First, let's retrieve all hypothesis evaluations from the database.

In [None]:
# Get all hypothesis evaluations
evaluation_results = get_hypothesis_evaluations(limit=50)

if evaluation_results["success"]:
    evaluations = evaluation_results["evaluations"]
    print(f"Retrieved {len(evaluations)} hypothesis evaluations")
else:
    print(f"Error retrieving evaluations: {evaluation_results['error']}")

## Display Evaluation Statistics

Let's display the mean and standard deviation for each quality score across all evaluations.

In [None]:
# Get evaluation statistics
stats_result = display_evaluation_statistics(limit=50)

if stats_result["success"]:
    # Display statistics
    stats = stats_result["statistics"]
    print(f"Statistics for {stats['count']} hypothesis evaluations:\n")
    
    print("Mean Scores:")
    for criterion, score in stats["average_scores"].items():
        print(f"  {criterion.capitalize()}: {score}")
    
    print("\nStandard Deviations:")
    for criterion, std in stats["standard_deviations"].items():
        print(f"  {criterion.capitalize()}: {std}")
    
    print("\nScore Distribution:")
    for range_name, count in stats["score_distribution"].items():
        print(f"  {range_name}: {count} hypotheses")
    
    print(f"\nHighest Score: {stats['highest_score']}")
    print(f"Lowest Score: {stats['lowest_score']}")
else:
    print(f"Error retrieving statistics: {stats_result['message']}")

## Generate Statistics Chart

Now let's generate a chart showing the mean and standard deviation for each quality score.

In [None]:
# Create output directory if it doesn't exist
os.makedirs("charts", exist_ok=True)

# Generate statistics chart
stats_chart = display_evaluation_statistics(
    output_path="charts/hypothesis_statistics.png"
)

# Display the chart if available
if stats_chart["success"] and "chart_data" in stats_chart:
    # Get the base64-encoded image
    img_data = stats_chart["chart_data"]["image_base64"]
    
    # Display the image
    display(Image(data=base64.b64decode(img_data)))
    
    # Confirm file was saved
    if stats_chart["chart_data"]["file_path"]:
        print(f"Chart saved to: {stats_chart['chart_data']['file_path']}")
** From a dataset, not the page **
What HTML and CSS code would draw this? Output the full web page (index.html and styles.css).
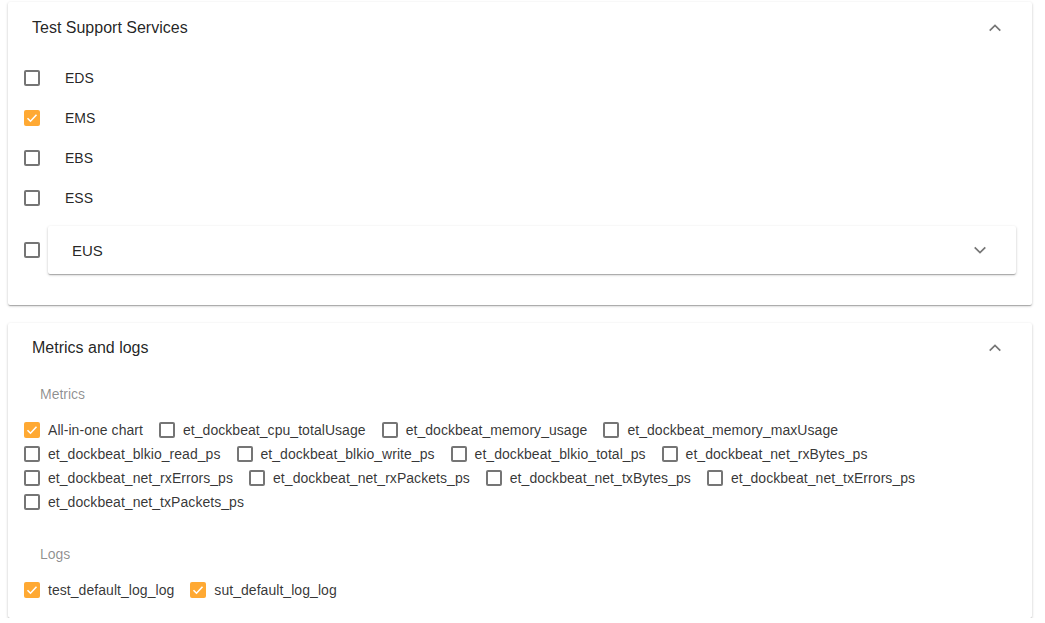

## Generate and Display Different Chart Types

Now let's generate and display different types of charts for the hypothesis evaluations.

### 1. Radar Chart

Radar charts show all 5 criteria scores for each hypothesis in a radar/spider plot. This is useful for visualizing the strengths and weaknesses of individual hypotheses.

In [None]:
# Generate radar chart
radar_chart = display_hypothesis_evaluation_chart(chart_type="radar", limit=6)

# Display the chart
display_chart(radar_chart)

### 2. Bar Chart

Bar charts compare scores across hypotheses for each criterion. This is useful for comparing how different hypotheses perform on specific criteria.

In [None]:
# Generate bar chart
bar_chart = display_hypothesis_evaluation_chart(chart_type="bar", limit=8)

# Display the chart
display_chart(bar_chart)

### 3. Heatmap

Heatmaps show scores for all hypotheses and criteria in a color-coded grid. This is useful for identifying patterns across multiple evaluations.

In [None]:
# Generate heatmap
heatmap = display_hypothesis_evaluation_chart(chart_type="heatmap", limit=15)

# Display the chart
display_chart(heatmap)

### 4. Comparison Chart

Comparison charts show overall scores for all hypotheses in a ranked order. This is useful for quickly identifying the best hypotheses.

In [None]:
# Generate comparison chart
comparison_chart = display_hypothesis_evaluation_chart(chart_type="comparison", limit=20)

# Display the chart
display_chart(comparison_chart)

## Filtering Hypotheses

You can filter the hypotheses to include in the charts using various parameters.

### Filter by Specific Hypothesis IDs

In [None]:
# Generate chart for specific hypotheses
specific_chart = display_hypothesis_evaluation_chart(
    hypothesis_ids=[1, 2, 3],  # Replace with actual hypothesis IDs
    chart_type="radar"
)

# Display the chart
display_chart(specific_chart)

### Filter by Score Range

In [None]:
# Generate chart for hypotheses with high scores
high_score_chart = display_hypothesis_evaluation_chart(
    min_overall_score=4.0,  # Only include hypotheses with scores >= 4.0
    chart_type="comparison"
)

# Display the chart
display_chart(high_score_chart)

### Statistics for Filtered Hypotheses

You can also get statistics for a filtered set of hypotheses.

In [None]:
# Get statistics for high-scoring hypotheses
high_score_stats = display_evaluation_statistics(
    min_overall_score=4.0,
    output_path="charts/high_score_statistics.png"
)

# Display the chart if available
if high_score_stats["success"] and "chart_data" in high_score_stats:
    # Get the base64-encoded image
    img_data = high_score_stats["chart_data"]["image_base64"]
    
    # Display the image
    display(Image(data=base64.b64decode(img_data)))
    
    # Print statistics
    print(f"Statistics for {high_score_stats['hypothesis_count']} high-scoring hypotheses")

## Saving Charts to Files

You can save charts to files by providing an output path.

In [None]:
# Create output directory if it doesn't exist
os.makedirs("charts", exist_ok=True)

# Generate and save chart
saved_chart = display_hypothesis_evaluation_chart(
    chart_type="heatmap",
    output_path="charts/hypothesis_heatmap.png"
)

# Display the chart
display_chart(saved_chart)

# Confirm file was saved
if saved_chart["chart_data"]["file_path"]:
    print(f"Chart saved to: {saved_chart['chart_data']['file_path']}")

## Conclusion

This notebook demonstrates how to use the hypothesis evaluation chart functionality to visualize evaluation results from the database. You can use these charts and statistics to gain insights into the quality of your chaos engineering hypotheses and identify areas for improvement.